As we have discussed in previous posts, aquaponics is the combination of aquaculture and hydroponics to grow organic and wholesome fruits and vegetables. Aquaculture is the growing of fish while hydroponics is growing plants without soil. Aquaponics is fast gaining popularity all over the world since it’s a relatively easy and inexpensive, low hassle system.
The great thing about aquaponics is that it does not use chemicals and requires a tenth of the water that is normally used to grow the same amount of plants in a garden or in soil. You will also be able to rest assured that the vegetables you produce do not contain toxic chemicals, insecticides or other harmful substances. There is also the pride in knowing you cultivated your very own veggies.
Before you start looking for equipment or buying materials, the first thing to do would be to plan carefully. The saying, failing to plan is planning to fail, holds true when setting up an aquaponics system.
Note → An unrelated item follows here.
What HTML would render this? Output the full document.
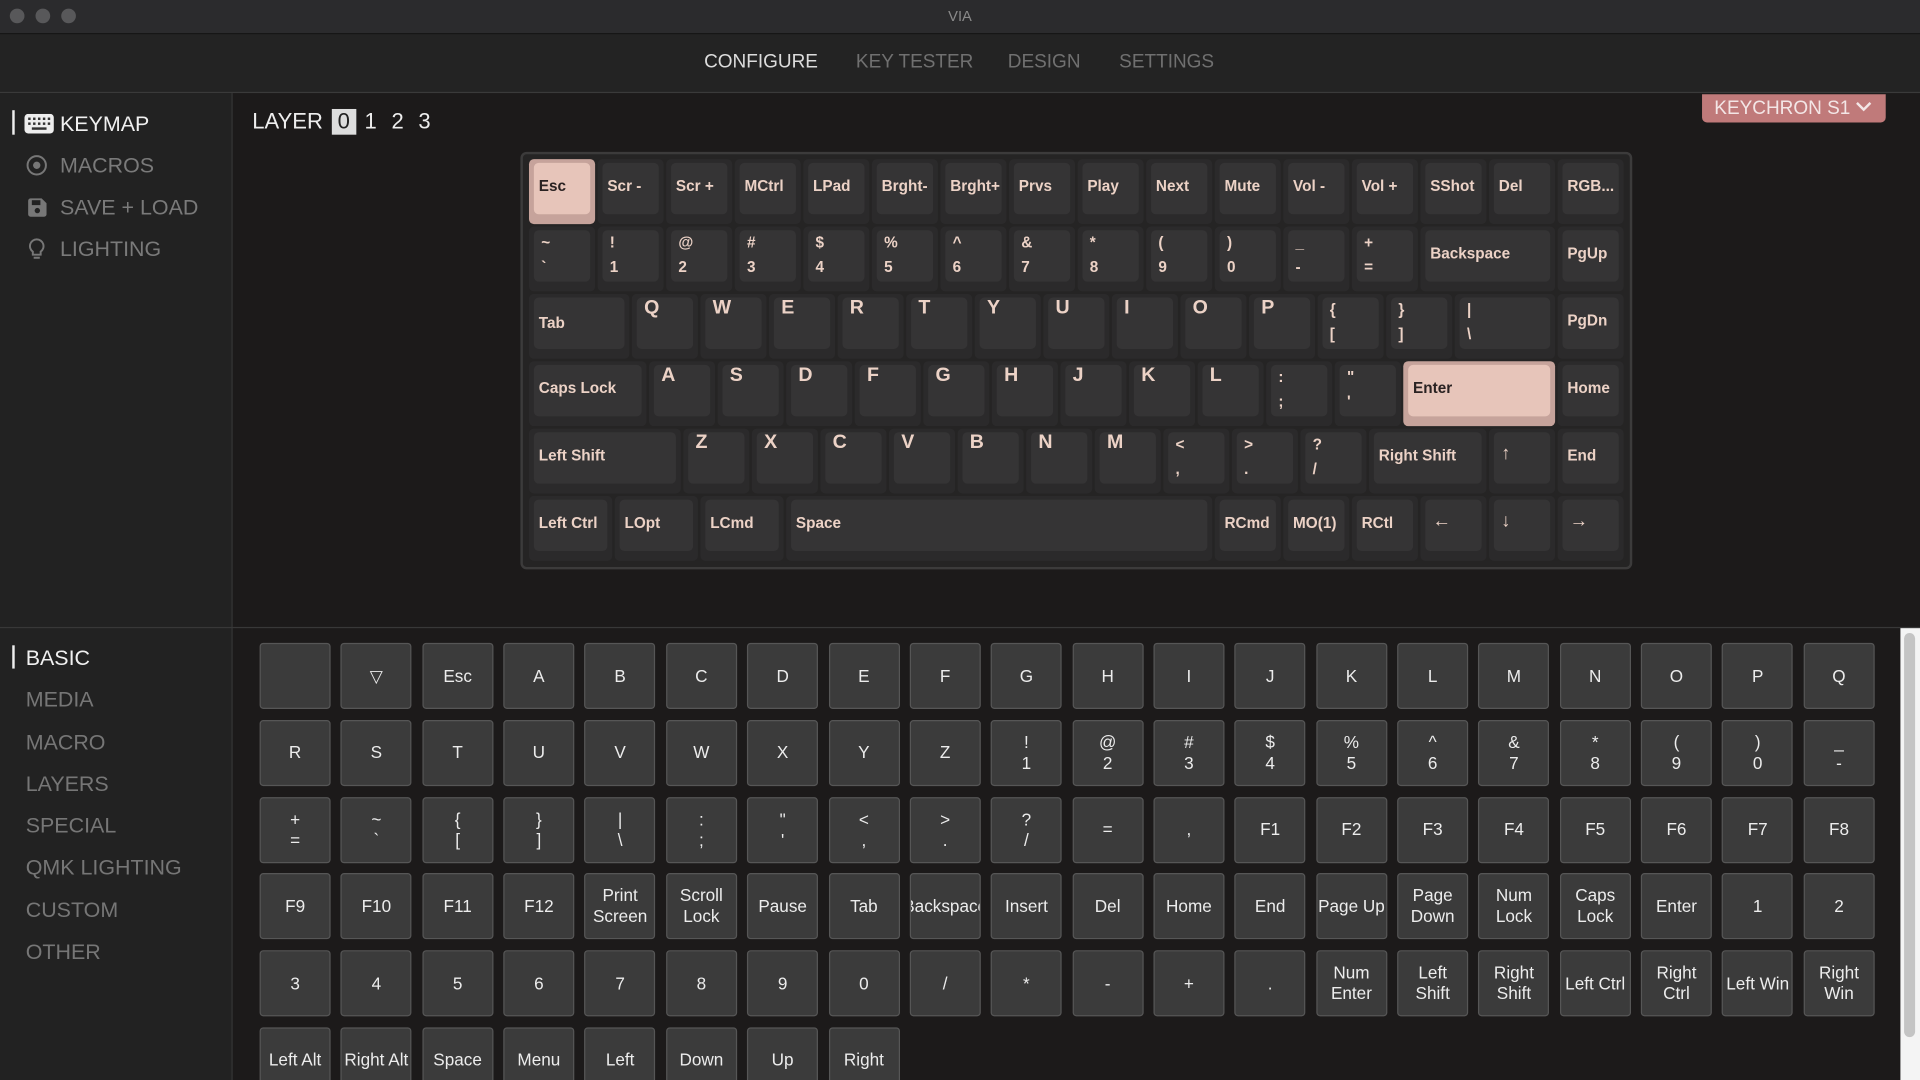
<!DOCTYPE html>
<html><head><meta charset="utf-8"><style>
html,body{margin:0;padding:0;background:#111;overflow:hidden;width:1920px;height:1080px}
#app{position:relative;width:1568px;height:882px;transform:scale(1.22449);transform-origin:0 0;overflow:hidden;background:#1c1a1a;font-family:"Liberation Sans",sans-serif}
.title{position:absolute;left:0;top:0;width:1568px;height:27px;background:#2b2b2d;border-bottom:1px solid #151515}
.dot{position:absolute;top:7px;width:12px;height:12px;border-radius:50%;background:#58585a}
.title .t{position:absolute;left:0;right:0;top:6px;text-align:center;color:#8a8a8a;font-size:12px}
.nav{position:absolute;left:0;top:28px;width:1568px;height:47px;background:#232323;border-bottom:1px solid #3a3a3a}
.nav span{position:absolute;top:14px;font-size:15.5px;color:#707070}
.side{position:absolute;left:0;top:76px;width:189px;height:806px;background:#222;border-right:1px solid #353535}
.hline{position:absolute;left:0;top:512px;width:1568px;height:1px;background:#383838}
.menu{position:absolute;left:49px;font-size:17.5px;color:#7a7a7a}
.menu.on{color:#f0f0f0}
.ic{position:absolute;left:20px}
.bar{position:absolute;left:10px;width:2px;background:#eee}
.cat{position:absolute;left:21px;font-size:17.5px;color:#767676}
.cat.on{color:#f0f0f0}
.layer{position:absolute;left:206px;top:89px;font-size:18px;color:#eee}
.layer b{font-weight:normal;display:inline-block;width:20px;text-align:center;margin-left:2px}
.layer b.sel{background:#ddd;color:#222}
.kb{position:absolute;left:425px;top:124px;width:904px;height:337px;background:#252424;border:2px solid #3c3b3b;border-radius:5px}
.r{position:absolute;left:0;height:53px}
.k{position:absolute;top:0;height:53px;width:54px;background:#2b2a2b;border-radius:4px}
.k .c{position:absolute;left:4px;right:4px;top:3px;bottom:8px;background:#353435;border-radius:4px}
.k i{position:absolute;left:8px;top:14px;font-style:normal;font-weight:bold;font-size:12.5px;color:#ecd2c6;white-space:nowrap;line-height:16px}
.k i.two{top:3px;line-height:20px;left:10px}
.k i.big{top:4px;font-size:16px;left:10px}
.k i.ar{font-size:15px;top:13px;left:10px}
.k.hl{background:#c6a39b}
.k.hl .c{background:#e7c5ba}
.k.hl i{color:#2a2222}
.btn{position:absolute;left:1390px;top:77px;width:150px;height:23px;background:#c07a7a;border-radius:0 0 4px 4px;color:#f3e6e6;font-size:15.5px;line-height:23px;padding-left:10px;box-sizing:border-box}
.grid{position:absolute;left:212px;top:525px;display:grid;grid-template-columns:repeat(20,58px);column-gap:8.37px;row-gap:8.8px;grid-auto-rows:54px}
.grid div{background:#3b3b3b;border:1px solid #565656;border-radius:3px;box-sizing:border-box;color:#ececec;font-size:14px;line-height:17px;display:flex;align-items:center;justify-content:center;text-align:center;overflow:hidden;white-space:nowrap}
.sb{position:absolute;left:1552px;top:513px;width:16px;height:369px;background:#f4f4f4}
.sb div{position:absolute;left:3px;top:4px;width:9px;height:330px;border-radius:5px;background:#c4c4c4}
</style></head><body><div id="app">
<div class="title"><div class="dot" style="left:8px"></div><div class="dot" style="left:29px"></div><div class="dot" style="left:50px"></div><div class="t">VIA</div></div>
<div class="nav"><span style="left:575px;color:#dcdcdc">CONFIGURE</span><span style="left:699px">KEY TESTER</span><span style="left:823px">DESIGN</span><span style="left:914px">SETTINGS</span></div>
<div class="side"></div>
<div class="hline"></div>
<div class="bar" style="top:90px;height:20px"></div>
<svg class="ic" style="top:93px" width="24" height="16" viewBox="0 0 24 16"><rect x="0" y="0" width="24" height="16" rx="3" fill="#eee"/><g fill="#333"><rect x="3" y="3" width="2" height="2"/><rect x="7" y="3" width="2" height="2"/><rect x="11" y="3" width="2" height="2"/><rect x="15" y="3" width="2" height="2"/><rect x="19" y="3" width="2" height="2"/><rect x="3" y="7" width="2" height="2"/><rect x="7" y="7" width="2" height="2"/><rect x="11" y="7" width="2" height="2"/><rect x="15" y="7" width="2" height="2"/><rect x="19" y="7" width="2" height="2"/><rect x="6" y="11" width="12" height="2"/></g></svg>
<div class="menu on" style="top:91px">KEYMAP</div>
<svg class="ic" style="top:126px;left:21px" width="18" height="18" viewBox="0 0 18 18"><circle cx="9" cy="9" r="7.5" fill="none" stroke="#777" stroke-width="1.6"/><circle cx="9" cy="9" r="3" fill="#777"/></svg>
<div class="menu" style="top:125px">MACROS</div>
<svg class="ic" style="top:161px;left:22px" width="17" height="17" viewBox="0 0 17 17"><path d="M1 3a2 2 0 0 1 2-2h9l4 4v9a2 2 0 0 1-2 2H3a2 2 0 0 1-2-2z" fill="#777"/><rect x="4" y="2.5" width="7" height="4" fill="#222"/><circle cx="8.5" cy="11" r="2.2" fill="#222"/></svg>
<div class="menu" style="top:159px">SAVE + LOAD</div>
<svg class="ic" style="top:194px;left:23px" width="14" height="19" viewBox="0 0 14 19"><path d="M7 1.5a5.5 5.5 0 0 0-3.2 10v2.5h6.4v-2.5A5.5 5.5 0 0 0 7 1.5z" fill="none" stroke="#777" stroke-width="1.6"/><path d="M4.5 16.5h5" stroke="#777" stroke-width="1.6"/></svg>
<div class="menu" style="top:193px">LIGHTING</div>

<div class="bar" style="top:527px;height:19px"></div>
<div class="cat on" style="top:527px">BASIC</div>
<div class="cat" style="top:561px">MEDIA</div>
<div class="cat" style="top:596px">MACRO</div>
<div class="cat" style="top:630px">LAYERS</div>
<div class="cat" style="top:664px">SPECIAL</div>
<div class="cat" style="top:698px">QMK LIGHTING</div>
<div class="cat" style="top:733px">CUSTOM</div>
<div class="cat" style="top:767px">OTHER</div>

<div class="layer">LAYER <b class="sel">0</b><b>1</b><b>2</b><b>3</b></div>
<div class="btn">KEYCHRON S1 <svg width="14" height="10" viewBox="0 0 14 10" style="vertical-align:1px"><path d="M1.5 2l5.5 5.5 5.5-5.5" fill="none" stroke="#f3e6e6" stroke-width="2"/></svg></div>

<div class="kb">
<div class="r" style="top:4px">
<div class="k hl" style="left:5px"><div class="c"></div><i>Esc</i></div>
<div class="k" style="left:61px"><div class="c"></div><i>Scr -</i></div>
<div class="k" style="left:117px"><div class="c"></div><i>Scr +</i></div>
<div class="k" style="left:173px"><div class="c"></div><i>MCtrl</i></div>
<div class="k" style="left:229px"><div class="c"></div><i>LPad</i></div>
<div class="k" style="left:285px"><div class="c"></div><i>Brght-</i></div>
<div class="k" style="left:341px"><div class="c"></div><i>Brght+</i></div>
<div class="k" style="left:397px"><div class="c"></div><i>Prvs</i></div>
<div class="k" style="left:453px"><div class="c"></div><i>Play</i></div>
<div class="k" style="left:509px"><div class="c"></div><i>Next</i></div>
<div class="k" style="left:565px"><div class="c"></div><i>Mute</i></div>
<div class="k" style="left:621px"><div class="c"></div><i>Vol -</i></div>
<div class="k" style="left:677px"><div class="c"></div><i>Vol +</i></div>
<div class="k" style="left:733px"><div class="c"></div><i>SShot</i></div>
<div class="k" style="left:789px"><div class="c"></div><i>Del</i></div>
<div class="k" style="left:845px"><div class="c"></div><i>RGB...</i></div>
</div>
<div class="r" style="top:59px">
<div class="k" style="left:5px"><div class="c"></div><i class="two">~<br>`</i></div>
<div class="k" style="left:61px"><div class="c"></div><i class="two">!<br>1</i></div>
<div class="k" style="left:117px"><div class="c"></div><i class="two">@<br>2</i></div>
<div class="k" style="left:173px"><div class="c"></div><i class="two">#<br>3</i></div>
<div class="k" style="left:229px"><div class="c"></div><i class="two">$<br>4</i></div>
<div class="k" style="left:285px"><div class="c"></div><i class="two">%<br>5</i></div>
<div class="k" style="left:341px"><div class="c"></div><i class="two">^<br>6</i></div>
<div class="k" style="left:397px"><div class="c"></div><i class="two">&amp;<br>7</i></div>
<div class="k" style="left:453px"><div class="c"></div><i class="two">*<br>8</i></div>
<div class="k" style="left:509px"><div class="c"></div><i class="two">(<br>9</i></div>
<div class="k" style="left:565px"><div class="c"></div><i class="two">)<br>0</i></div>
<div class="k" style="left:621px"><div class="c"></div><i class="two">_<br>-</i></div>
<div class="k" style="left:677px"><div class="c"></div><i class="two">+<br>=</i></div>
<div class="k" style="left:733px;width:110px"><div class="c"></div><i>Backspace</i></div>
<div class="k" style="left:845px"><div class="c"></div><i>PgUp</i></div>
</div>
<div class="r" style="top:114px">
<div class="k" style="left:5px;width:82px"><div class="c"></div><i style="top:16px">Tab</i></div>
<div class="k" style="left:89px"><div class="c"></div><i class="big">Q</i></div>
<div class="k" style="left:145px"><div class="c"></div><i class="big">W</i></div>
<div class="k" style="left:201px"><div class="c"></div><i class="big">E</i></div>
<div class="k" style="left:257px"><div class="c"></div><i class="big">R</i></div>
<div class="k" style="left:313px"><div class="c"></div><i class="big">T</i></div>
<div class="k" style="left:369px"><div class="c"></div><i class="big">Y</i></div>
<div class="k" style="left:425px"><div class="c"></div><i class="big">U</i></div>
<div class="k" style="left:481px"><div class="c"></div><i class="big">I</i></div>
<div class="k" style="left:537px"><div class="c"></div><i class="big">O</i></div>
<div class="k" style="left:593px"><div class="c"></div><i class="big">P</i></div>
<div class="k" style="left:649px"><div class="c"></div><i class="two">{<br>[</i></div>
<div class="k" style="left:705px"><div class="c"></div><i class="two">}<br>]</i></div>
<div class="k" style="left:761px;width:82px"><div class="c"></div><i class="two">|<br>\</i></div>
<div class="k" style="left:845px"><div class="c"></div><i>PgDn</i></div>
</div>
<div class="r" style="top:169px">
<div class="k" style="left:5px;width:96px"><div class="c"></div><i>Caps Lock</i></div>
<div class="k" style="left:103px"><div class="c"></div><i class="big">A</i></div>
<div class="k" style="left:159px"><div class="c"></div><i class="big">S</i></div>
<div class="k" style="left:215px"><div class="c"></div><i class="big">D</i></div>
<div class="k" style="left:271px"><div class="c"></div><i class="big">F</i></div>
<div class="k" style="left:327px"><div class="c"></div><i class="big">G</i></div>
<div class="k" style="left:383px"><div class="c"></div><i class="big">H</i></div>
<div class="k" style="left:439px"><div class="c"></div><i class="big">J</i></div>
<div class="k" style="left:495px"><div class="c"></div><i class="big">K</i></div>
<div class="k" style="left:551px"><div class="c"></div><i class="big">L</i></div>
<div class="k" style="left:607px"><div class="c"></div><i class="two">:<br>;</i></div>
<div class="k" style="left:663px"><div class="c"></div><i class="two">"<br>'</i></div>
<div class="k hl" style="left:719px;width:124px"><div class="c"></div><i>Enter</i></div>
<div class="k" style="left:845px"><div class="c"></div><i>Home</i></div>
</div>
<div class="r" style="top:224px">
<div class="k" style="left:5px;width:124px"><div class="c"></div><i>Left Shift</i></div>
<div class="k" style="left:131px"><div class="c"></div><i class="big">Z</i></div>
<div class="k" style="left:187px"><div class="c"></div><i class="big">X</i></div>
<div class="k" style="left:243px"><div class="c"></div><i class="big">C</i></div>
<div class="k" style="left:299px"><div class="c"></div><i class="big">V</i></div>
<div class="k" style="left:355px"><div class="c"></div><i class="big">B</i></div>
<div class="k" style="left:411px"><div class="c"></div><i class="big">N</i></div>
<div class="k" style="left:467px"><div class="c"></div><i class="big">M</i></div>
<div class="k" style="left:523px"><div class="c"></div><i class="two">&lt;<br>,</i></div>
<div class="k" style="left:579px"><div class="c"></div><i class="two">&gt;<br>.</i></div>
<div class="k" style="left:635px"><div class="c"></div><i class="two">?<br>/</i></div>
<div class="k" style="left:691px;width:96px"><div class="c"></div><i>Right Shift</i></div>
<div class="k" style="left:789px"><div class="c"></div><i class="ar">↑</i></div>
<div class="k" style="left:845px"><div class="c"></div><i>End</i></div>
</div>
<div class="r" style="top:279px">
<div class="k" style="left:5px;width:68px"><div class="c"></div><i>Left Ctrl</i></div>
<div class="k" style="left:75px;width:68px"><div class="c"></div><i>LOpt</i></div>
<div class="k" style="left:145px;width:68px"><div class="c"></div><i>LCmd</i></div>
<div class="k" style="left:215px;width:348px"><div class="c"></div><i>Space</i></div>
<div class="k" style="left:565px"><div class="c"></div><i>RCmd</i></div>
<div class="k" style="left:621px"><div class="c"></div><i>MO(1)</i></div>
<div class="k" style="left:677px"><div class="c"></div><i>RCtl</i></div>
<div class="k" style="left:733px"><div class="c"></div><i class="ar">←</i></div>
<div class="k" style="left:789px"><div class="c"></div><i class="ar">↓</i></div>
<div class="k" style="left:845px"><div class="c"></div><i class="ar">→</i></div>
</div>
</div>

<div class="grid">
<div></div><div>▽</div><div>Esc</div><div>A</div><div>B</div><div>C</div><div>D</div><div>E</div><div>F</div><div>G</div><div>H</div><div>I</div><div>J</div><div>K</div><div>L</div><div>M</div><div>N</div><div>O</div><div>P</div><div>Q</div>
<div>R</div><div>S</div><div>T</div><div>U</div><div>V</div><div>W</div><div>X</div><div>Y</div><div>Z</div><div>!<br>1</div><div>@<br>2</div><div>#<br>3</div><div>$<br>4</div><div>%<br>5</div><div>^<br>6</div><div>&amp;<br>7</div><div>*<br>8</div><div>(<br>9</div><div>)<br>0</div><div>_<br>-</div>
<div>+<br>=</div><div>~<br>`</div><div>{<br>[</div><div>}<br>]</div><div>|<br>\</div><div>:<br>;</div><div>"<br>'</div><div>&lt;<br>,</div><div>&gt;<br>.</div><div>?<br>/</div><div>=</div><div>,</div><div>F1</div><div>F2</div><div>F3</div><div>F4</div><div>F5</div><div>F6</div><div>F7</div><div>F8</div>
<div>F9</div><div>F10</div><div>F11</div><div>F12</div><div>Print<br>Screen</div><div>Scroll<br>Lock</div><div>Pause</div><div>Tab</div><div>Backspace</div><div>Insert</div><div>Del</div><div>Home</div><div>End</div><div>Page Up</div><div>Page<br>Down</div><div>Num<br>Lock</div><div>Caps<br>Lock</div><div>Enter</div><div>1</div><div>2</div>
<div>3</div><div>4</div><div>5</div><div>6</div><div>7</div><div>8</div><div>9</div><div>0</div><div>/</div><div>*</div><div>-</div><div>+</div><div>.</div><div>Num<br>Enter</div><div>Left<br>Shift</div><div>Right<br>Shift</div><div>Left Ctrl</div><div>Right<br>Ctrl</div><div>Left Win</div><div>Right<br>Win</div>
<div>Left Alt</div><div>Right Alt</div><div>Space</div><div>Menu</div><div>Left</div><div>Down</div><div>Up</div><div>Right</div>
</div>
<div class="sb"><div></div></div>
</div></body></html>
Firstly, you’ll need to decide on how big or small your system is going to be. Aquaponics is scalable. You want to roughly have some idea of what you may wish to do in future. For example, if you start by creating a small aquaponics system and it turns out really well, you may wish to expand it. However, if you initially set it up in a small corner of the room, your plans may be constrained by a lack of space. Then you will have quite a bit of work to do. So, plan for the future.
You will also require a few pieces of equipment. Make sure your budget allows you to get this essential equipment. Don’t skimp on them. The success of the system will depend on how well your system works as a whole. It will pay to invest in a good pump and filtration system. All these little things make a big difference later on.
The aquaponics system itself is pretty much a hands off system. The only time you get involved is during the setup. Most problems that occur later on are due to mistakes made during the initial setup.
There are books and online videos available to help you get started with aquaponics. These guides will go into much greater depth and will shorten your learning curve. It would be a really good idea to have a solid grasp of the fundamentals of aquaponics before starting and discovering that you have no idea what you are doing.
Another point to note is that it may take some time to setup your aquaponics system. Do not attempt to rush it. This is an ecosystem that involves a delicate balance of plants and fish. You cant achieve this in 2 days. You will need to exercise patience in the construction, choice of fishes and vegetables you will grow. It may take a few weeks to get it all functioning well and smoothly. However, once it is done, its smooth sailing from then on.
The aquaponics system uses much less water as compared to traditional gardening and it involves way less work. So, put in the effort in the beginning and you will not have to put in much effort later but still reap fresh, organic vegetables.